Defending against accusations of bank fraud

On Behalf of | Jun 21, 2022 | White Collar Crimes

A tumultuous economy and skyrocketing inflation are causing millions of Americans to struggle for ways to stay afloat. Sometimes we make questionable financial decisions in order to get immediate relief or to find a creative angle to achieve a goal. The accusations of bank fraud that result usually happen when an individual has tried to find a loophole in the rules or accepted practice so as to beat the system.

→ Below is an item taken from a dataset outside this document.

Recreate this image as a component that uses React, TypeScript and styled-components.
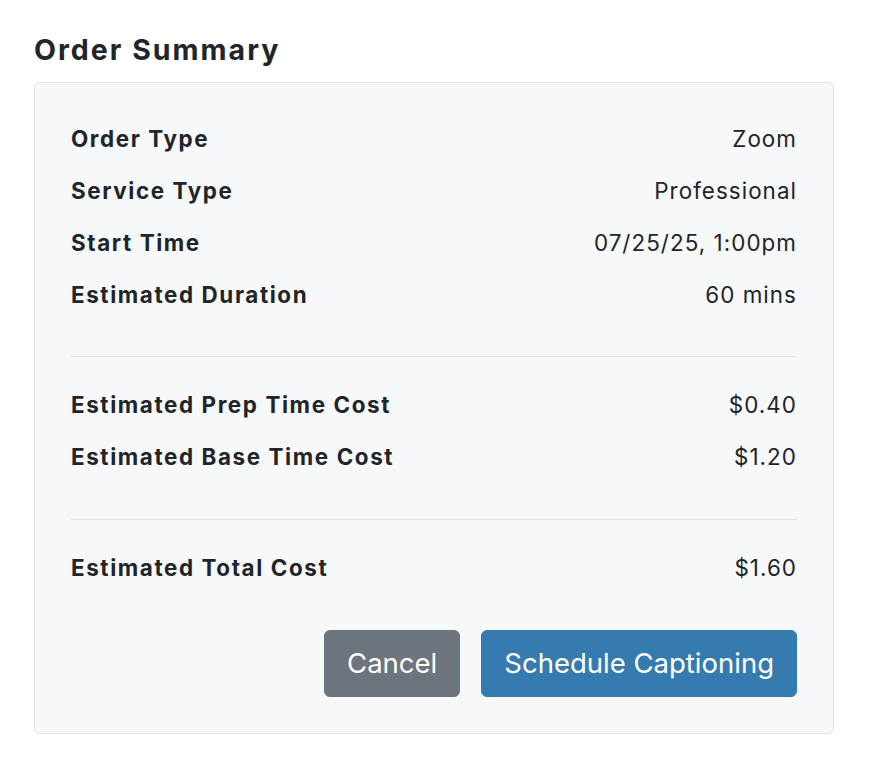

Cases of financial fraud in New York and elsewhere have resulted in skyrocketing costs to the banking industry to pay for fraud detection measures against losses from fraudulent transactions involving:

  • Checks
  • Debit cards
  • Electronic payments

In 2018, bank deposit account fraud losses reached $25.1 billion, up 24% from 2016, and this did not include additional costs for detection, investigation and prosecution of bank fraud cases.

Things do not always appear as they seem, however, and people do make honest mistakes. If you are under federal investigation for financial fraud, it is crucial to have aggressive legal defense in your corner as you fight unjust charges.

Bank fraud charges

Bank fraud is the illegal action to secure money, property, or other assets held in a financial institution. There are also related charges including trade or accounting fraud, which involves the bank or a representative of the financial entity falsifying information to create the appearance that it is secure and capable of receiving funds or investments from a third party.

Under 18 U.S. Code §1344, federal bank fraud charges are serious, and penalties can include fines of up to $1 million or 30 years in prison, or both. An investigation into bank fraud may involve the FBI, the office of the U.S. Attorney, or other agencies, and sometimes can go on for years, requiring individuals to spend thousands of dollars in retainer fees and court costs.

Common defenses against bank fraud charges

When pursuing bank fraud charges against an individual, prosecutors must prove beyond a reasonable doubt that the defendant knowingly or intentionally practiced deception by making false statements that the other party relied on to make harmful financial decisions. This is a very high bar to prove, and when the prosecution falls short, it is possible to dismiss charges or reduce penalties as part of a plea deal.